Was the earlier judgment consequential? Judge for yourself: Bush
used the alleged uranium effort to renege in December 2002 on
deliveries of heavy fuel oil promised in return for North Korea
freezing its plutonium production program under the bilateral
agreement of 1994. The following month, North Korea ended its
freeze and expelled U.N. inspectors. It has now harvested enough
plutonium for about a dozen nuclear weapons and conducted its
first test.
Iran: Maybe, just maybe, this consistent record of hyping the
nuclear threat from the ''axis of evil'' will prompt sober minds
to look under the hood and kick the tires when it comes to Iran.
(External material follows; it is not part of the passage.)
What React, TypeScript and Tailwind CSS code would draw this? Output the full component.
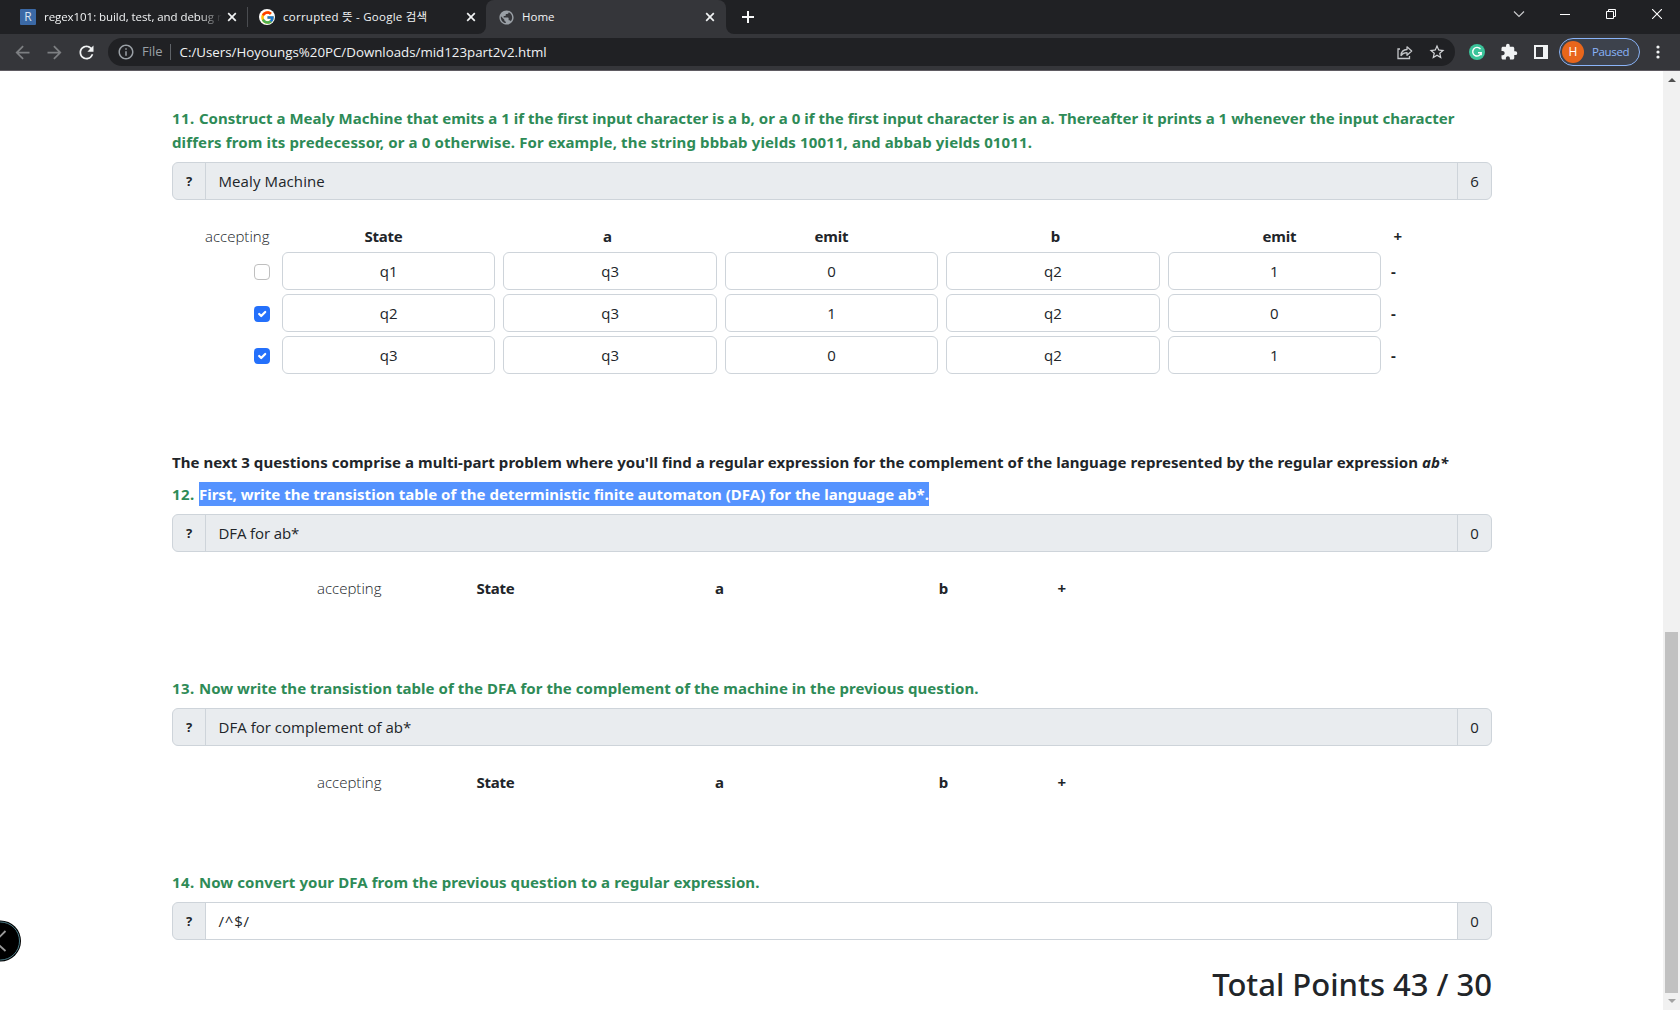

On Iran the intelligence community at least has been consistent,
but in a manner far from reassuring. In 1995 it started saying
-- every year -- that Iran was ``within five years'' of reaching
a nuclear weapons capability. When the last National
Intelligence Estimate (NIE) was published almost two years ago,
the forecast basically was moved out to 10 years. But in a fit
of nervous caution the estimators agreed on the expression
''early-to-mid-next decade.'' Testifying before the Senate on
Feb. 27, National Intelligence Director Michael McConnell was
consistent; he used that same formula.
A fresh NIE on Iran is said to be in final draft, and McConnell
surely had been briefed on how it addresses this question. OK,
let's assume the new consistent forecast is correct -- that Iran
does intend to produce nuclear weapons and could have that
capability within that time-frame.
Hello! That would mean there is still time for unconditional
U.S.-Iran bilateral talks to address Iran's intentions even if
-- especially if -- the Iranians are determined to create a
''grave and growing danger'' of the kind fraudulently posited
for Iraq. As Churchill put it, ``Better to Jaw-Jaw Than
War-War.''
Ray McGovern chaired National Intelligence Estimates during his
27-year career as a CIA analyst and is now on the Steering Group
for Veteran Intelligence Professionals for Sanity (VIPS).